デントの死から8年。デント法によってゴッサムに平穏が訪れていた。バットマンが必要がなくなった世界。しかしそこに新たなる脅威が現れる。

バットマンは異常者?

映画序盤。ブルース・ウェインは引きこもりのような生活を送っている。なぜなら平和になったゴッサムバットマンは必要がないからだ。

しかしそこにキャットウーマン、そしてベインが現れる。平和になったはずの世界に現れた新たなる脅威。ブルース・ウェインは生気を取り戻したかのように活動をはじめる。

彼はコウモリの姿をし、夜な夜な犯罪者を殴ることでしか自分を表現できない悲しい人間だからだ。

これは原作、ティム・バートン版のバットマンでも描かれていたことだ。コウモリのコスプレをして戦うなんて正常な人間のすることじゃないのだ。

ジョーカーはバットマンの鏡

しまいには彼が戦い続けることで新たな敵を産んでしまう。それが「ダークナイト」におけるジョーカー。ジョーカーは言う。
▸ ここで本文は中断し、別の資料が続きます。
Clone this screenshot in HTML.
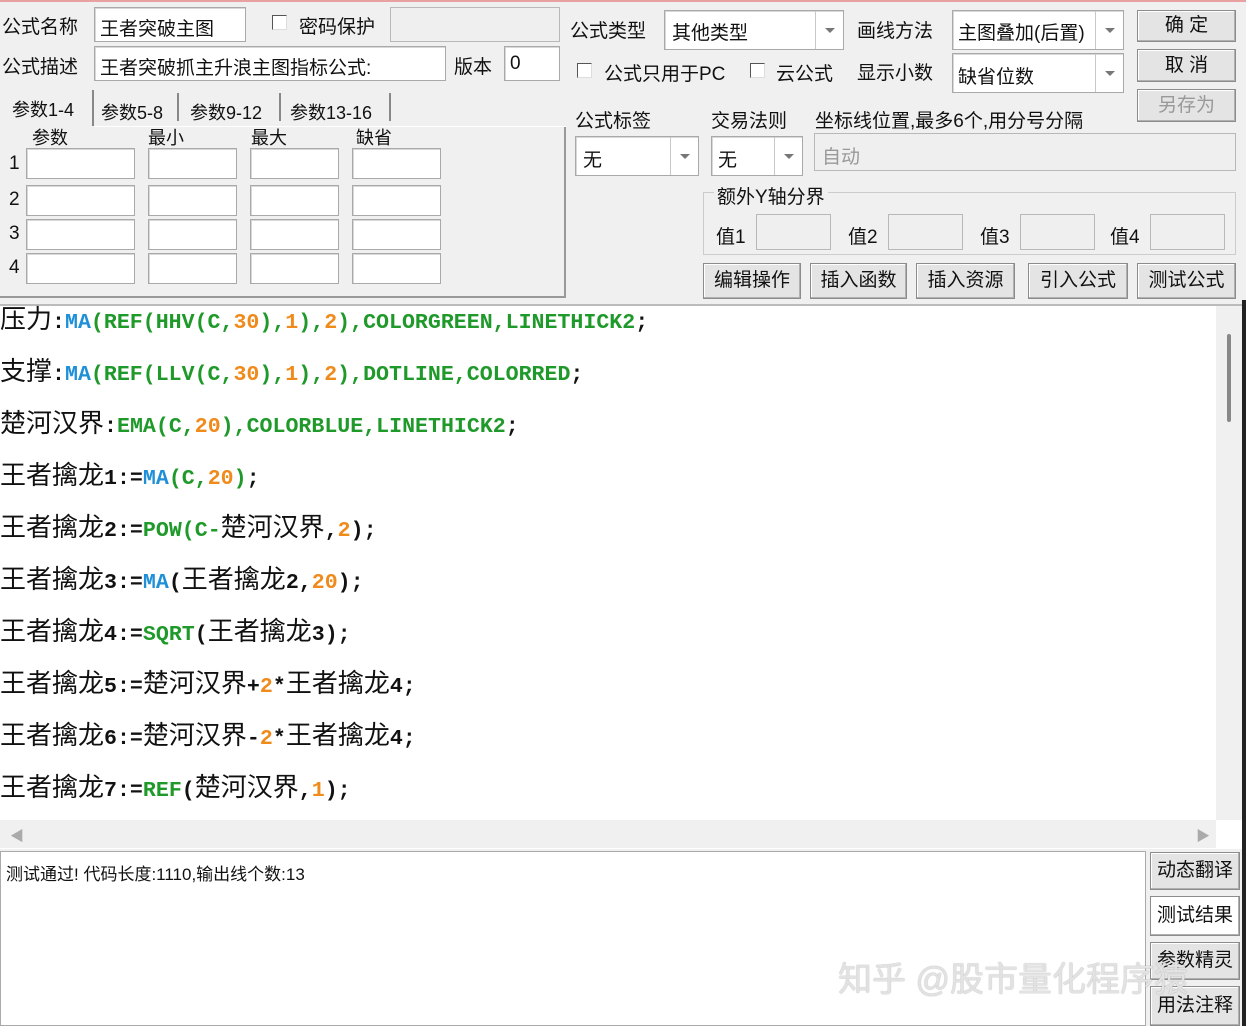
<!DOCTYPE html>
<html><head><meta charset="utf-8"><style>
*{margin:0;padding:0;box-sizing:border-box}
body{width:1246px;height:1026px;background:#f0f0f0;position:relative;overflow:hidden;font-family:"Liberation Sans","Noto Sans CJK SC",sans-serif;font-size:19px;color:#111}
.a{position:absolute;white-space:nowrap}
.in{position:absolute;background:#fff;border:1px solid #a9a9a9;box-shadow:inset 1px 1px 0 #d8d8d8}
.dis{position:absolute;background:#efefef;border:1px solid #b8b8b8}
.btn{position:absolute;background:#e4e4e4;border:1px solid #8c8c8c;box-shadow:inset -1px -1px 0 #b0b0b0,inset 1px 1px 0 #fff;text-align:center;font-size:19px}
.cb{position:absolute;width:15px;height:15px;background:#fff;border:1px solid #555;border-right-color:#ddd;border-bottom-color:#ddd}
.dd{position:absolute;right:0;top:0;bottom:0;width:28px;border-left:1px solid #c8c8c8}
.dd:after{content:"";position:absolute;left:9px;top:50%;margin-top:-2px;border:5px solid transparent;border-top:5px solid #777}
.code{position:absolute;left:0;font-size:26px;white-space:nowrap;line-height:30px}
.m{font-family:"Liberation Mono",monospace;font-weight:bold;font-size:21.6px}
.b{color:#1f90d8}.g{color:#1f9a2a}.o{color:#f08a1a}.k{color:#111}
.tab{position:absolute;font-size:18px;white-space:nowrap}
.sep{position:absolute;width:2px;background:#888}
</style></head><body>
<div class="a" style="left:0;top:0;width:1246px;height:2px;background:#e9a0a0"></div>
<div class="a" style="left:2px;top:12px">公式名称</div>
<div class="in" style="left:94px;top:7px;width:152px;height:35px"></div>
<div class="a" style="left:100px;top:14px">王者突破主图</div>
<div class="cb" style="left:272px;top:15px"></div>
<div class="a" style="left:299px;top:12px">密码保护</div>
<div class="dis" style="left:390px;top:7px;width:170px;height:35px"></div>
<div class="a" style="left:2px;top:52px">公式描述</div>
<div class="in" style="left:94px;top:46px;width:352px;height:35px"></div>
<div class="a" style="left:100px;top:53px">王者突破抓主升浪主图指标公式:</div>
<div class="a" style="left:454px;top:52px">版本</div>
<div class="in" style="left:504px;top:46px;width:56px;height:35px"></div>
<div class="a" style="left:510px;top:53px">0</div>

<div class="tab" style="left:12px;top:96px">参数1-4</div>
<div class="sep" style="left:92px;top:90px;height:36px"></div>
<div class="tab" style="left:101px;top:99px">参数5-8</div>
<div class="sep" style="left:177px;top:93px;height:28px"></div>
<div class="tab" style="left:190px;top:99px">参数9-12</div>
<div class="sep" style="left:279px;top:93px;height:28px"></div>
<div class="tab" style="left:290px;top:99px">参数13-16</div>
<div class="sep" style="left:389px;top:93px;height:28px"></div>
<div class="a" style="left:0;top:126px;width:566px;height:172px;border-right:2px solid #999;border-bottom:2px solid #999"></div>
<div class="a" style="left:94px;top:126px;width:472px;height:1px;background:#fff"></div>
<div class="tab" style="left:32px;top:124px">参数</div>
<div class="tab" style="left:148px;top:124px">最小</div>
<div class="tab" style="left:251px;top:124px">最大</div>
<div class="tab" style="left:356px;top:124px">缺省</div>
<div class="a" style="left:9px;top:153px">1</div><div class="a" style="left:9px;top:189px">2</div><div class="a" style="left:9px;top:223px">3</div><div class="a" style="left:9px;top:257px">4</div>
<div class="in" style="left:26px;top:148px;width:109px;height:31px"></div><div class="in" style="left:148px;top:148px;width:89px;height:31px"></div><div class="in" style="left:250px;top:148px;width:89px;height:31px"></div><div class="in" style="left:352px;top:148px;width:89px;height:31px"></div>
<div class="in" style="left:26px;top:185px;width:109px;height:31px"></div><div class="in" style="left:148px;top:185px;width:89px;height:31px"></div><div class="in" style="left:250px;top:185px;width:89px;height:31px"></div><div class="in" style="left:352px;top:185px;width:89px;height:31px"></div>
<div class="in" style="left:26px;top:219px;width:109px;height:31px"></div><div class="in" style="left:148px;top:219px;width:89px;height:31px"></div><div class="in" style="left:250px;top:219px;width:89px;height:31px"></div><div class="in" style="left:352px;top:219px;width:89px;height:31px"></div>
<div class="in" style="left:26px;top:253px;width:109px;height:31px"></div><div class="in" style="left:148px;top:253px;width:89px;height:31px"></div><div class="in" style="left:250px;top:253px;width:89px;height:31px"></div><div class="in" style="left:352px;top:253px;width:89px;height:31px"></div>

<div class="a" style="left:570px;top:16px">公式类型</div>
<div class="in" style="left:664px;top:10px;width:180px;height:40px"><div class="dd"></div></div>
<div class="a" style="left:672px;top:18px">其他类型</div>
<div class="a" style="left:857px;top:16px">画线方法</div>
<div class="in" style="left:952px;top:10px;width:172px;height:40px"><div class="dd"></div></div>
<div class="a" style="left:958px;top:18px">主图叠加(后置)</div>
<div class="btn" style="left:1137px;top:10px;width:99px;height:32px;line-height:30px">确 定</div>
<div class="cb" style="left:577px;top:63px"></div>
<div class="a" style="left:604px;top:59px">公式只用于PC</div>
<div class="cb" style="left:750px;top:63px"></div>
<div class="a" style="left:776px;top:59px">云公式</div>
<div class="a" style="left:857px;top:58px">显示小数</div>
<div class="in" style="left:952px;top:53px;width:172px;height:40px"><div class="dd"></div></div>
<div class="a" style="left:958px;top:62px">缺省位数</div>
<div class="btn" style="left:1137px;top:49px;width:99px;height:33px;line-height:31px">取 消</div>
<div class="btn" style="left:1137px;top:89px;width:99px;height:33px;line-height:31px;color:#999">另存为</div>
<div class="a" style="left:575px;top:106px">公式标签</div>
<div class="a" style="left:711px;top:106px">交易法则</div>
<div class="a" style="left:815px;top:106px">坐标线位置,最多6个,用分号分隔</div>
<div class="in" style="left:575px;top:136px;width:124px;height:40px"><div class="dd"></div></div>
<div class="a" style="left:583px;top:145px">无</div>
<div class="in" style="left:711px;top:136px;width:92px;height:40px"><div class="dd"></div></div>
<div class="a" style="left:718px;top:145px">无</div>
<div class="dis" style="left:814px;top:133px;width:422px;height:38px"></div>
<div class="a" style="left:822px;top:142px;color:#999">自动</div>
<div class="a" style="left:703px;top:192px;width:533px;height:63px;border:1px solid #ccc"></div>
<div class="a" style="left:714px;top:182px;background:#f0f0f0;padding:0 3px">额外Y轴分界</div>
<div class="a" style="left:716px;top:222px">值1</div><div class="dis" style="left:756px;top:214px;width:75px;height:36px"></div>
<div class="a" style="left:848px;top:222px">值2</div><div class="dis" style="left:888px;top:214px;width:75px;height:36px"></div>
<div class="a" style="left:980px;top:222px">值3</div><div class="dis" style="left:1020px;top:214px;width:75px;height:36px"></div>
<div class="a" style="left:1110px;top:222px">值4</div><div class="dis" style="left:1150px;top:214px;width:75px;height:36px"></div>
<div class="btn" style="left:703px;top:263px;width:98px;height:36px;line-height:34px">编辑操作</div>
<div class="btn" style="left:810px;top:263px;width:97px;height:36px;line-height:34px">插入函数</div>
<div class="btn" style="left:916px;top:263px;width:99px;height:36px;line-height:34px">插入资源</div>
<div class="btn" style="left:1028px;top:263px;width:100px;height:36px;line-height:34px">引入公式</div>
<div class="btn" style="left:1137px;top:263px;width:99px;height:36px;line-height:34px">测试公式</div>

<div class="a" style="left:0;top:304px;width:1243px;height:545px;background:#fff;border-top:2px solid #bbb"></div>
<div class="a" style="left:1216px;top:306px;width:26px;height:514px;background:#f0f0f0"></div>
<div class="a" style="left:1227px;top:334px;width:4px;height:88px;background:#888;border-radius:2px"></div>
<div class="a" style="left:0;top:820px;width:1216px;height:28px;background:#f0f0f0"></div>
<div class="a" style="left:10px;top:826px;color:#aaa;font-size:14px">◀</div>
<div class="a" style="left:1196px;top:826px;color:#aaa;font-size:14px">▶</div>
<div class="a" style="left:1242px;top:300px;width:4px;height:726px;background:#222"></div>

<div class="code" style="top:304px">压力<span class="m"><span class="k">:</span><span class="b">MA</span><span class="g">(REF(HHV(C,</span><span class="o">30</span><span class="g">),</span><span class="o">1</span><span class="g">),</span><span class="o">2</span><span class="g">),COLORGREEN,LINETHICK2</span><span class="k">;</span></span></div>
<div class="code" style="top:356px">支撑<span class="m"><span class="k">:</span><span class="b">MA</span><span class="g">(REF(LLV(C,</span><span class="o">30</span><span class="g">),</span><span class="o">1</span><span class="g">),</span><span class="o">2</span><span class="g">),DOTLINE,COLORRED</span><span class="k">;</span></span></div>
<div class="code" style="top:408px">楚河汉界<span class="m"><span class="k">:</span><span class="g">EMA(C,</span><span class="o">20</span><span class="g">),COLORBLUE,LINETHICK2</span><span class="k">;</span></span></div>
<div class="code" style="top:460px">王者擒龙<span class="m">1:=<span class="b">MA</span><span class="g">(C,</span><span class="o">20</span><span class="g">)</span>;</span></div>
<div class="code" style="top:512px">王者擒龙<span class="m">2:=<span class="g">POW(C-</span></span>楚河汉界<span class="m">,<span class="o">2</span>);</span></div>
<div class="code" style="top:564px">王者擒龙<span class="m">3:=<span class="b">MA</span>(</span>王者擒龙<span class="m">2,<span class="o">20</span>);</span></div>
<div class="code" style="top:616px">王者擒龙<span class="m">4:=<span class="g">SQRT</span>(</span>王者擒龙<span class="m">3);</span></div>
<div class="code" style="top:668px">王者擒龙<span class="m">5:=</span>楚河汉界<span class="m">+<span class="o">2</span>*</span>王者擒龙<span class="m">4;</span></div>
<div class="code" style="top:720px">王者擒龙<span class="m">6:=</span>楚河汉界<span class="m">-<span class="o">2</span>*</span>王者擒龙<span class="m">4;</span></div>
<div class="code" style="top:772px">王者擒龙<span class="m">7:=<span class="g">REF</span>(</span>楚河汉界<span class="m">,<span class="o">1</span>);</span></div>

<div class="a" style="left:0;top:851px;width:1146px;height:175px;background:#fff;border:1px solid #aaa"></div>
<div class="a" style="left:6px;top:860px;font-size:17px">测试通过! 代码长度:1110,输出线个数:13</div>
<div class="btn" style="left:1150px;top:852px;width:90px;height:38px;line-height:36px">动态翻译</div>
<div class="btn" style="left:1150px;top:896px;width:90px;height:40px;line-height:38px;background:#fff">测试结果</div>
<div class="btn" style="left:1150px;top:942px;width:90px;height:38px;line-height:36px">参数精灵</div>
<div class="btn" style="left:1150px;top:986px;width:90px;height:40px;line-height:38px">用法注释</div>
<div class="a" style="left:838px;top:952px;font-size:34px;color:rgba(235,235,235,0.9);text-shadow:0 0 1px #888">知乎 @股市量化程序猿</div>
</body></html>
自分はバットマンがいなければ、チンケな泥棒でしかないと。

顔を白く塗り、凶悪犯罪を犯すジョーカー。しかし金に興味があるようにも殺人がしたいようにも見えない。彼は秩序や欺瞞に徹底的に挑む。

バットマンはジョーカーが殺せない。ジョーカーを殺すことはヒーローとしての自分の存在否定だから。

ジョーカーはバットマンを殺さない。バットマンが死ねば、遊び相手がいなくなるから。

正反対の存在でありながら、どこか似ている二人。敵のはずなのに分かり合えるのはもしかしたら相手だけかもしれない。それがバットマンとジョーカー。

バットマンに対する否定

バットマンの抱える矛盾が見えたのが「ダークナイト」であったのにまず映画冒頭からその否定が始まる。

ゴッサムは平和になっている。

これをやりたいなら「ダークナイト」でジョーカーは死ぬべきだった。引きこもりになったバットマンはジョーカーという半身を失った存在でなければいけないから。

僕がなぜあのラストが許せないのか。それはバットマンブルース・ウェインとしての救いはあり得ないからだ。

もっとわかりやすく言うと人としての幸せを享受出来ないのがバットマンなのだ。それは辛うじてこの映画の最初で描いてるはず・・・だったのに。

映画のラスト。彼はセリーナ・カイルといちゃついた姿を見せて終わる。これはつまりブルース・ウェインの本質は金持ちでプレイボーイというところにあるというクリストファー・ノーランの解釈なのかもしれない。

そもそもキャットウーマンが惹かれたのは仮面を外したブルース・ウェインだったのだろうか。

このラストは「バットマン ビギンズ」と「ダークナイト」で積み上げてきたものの真っ向からの否定でしかない。

最後に

彼を本当に救いたいなら、あそこで爆弾とともに死ぬべきだったのだ。そうすれば彼はゴッサムを守ったという自己満足の中で死んでいったのに。

いや、そもそもあれでゴッサムは救われたのか。

薄っぺらな救済で伝説は幕を閉じる。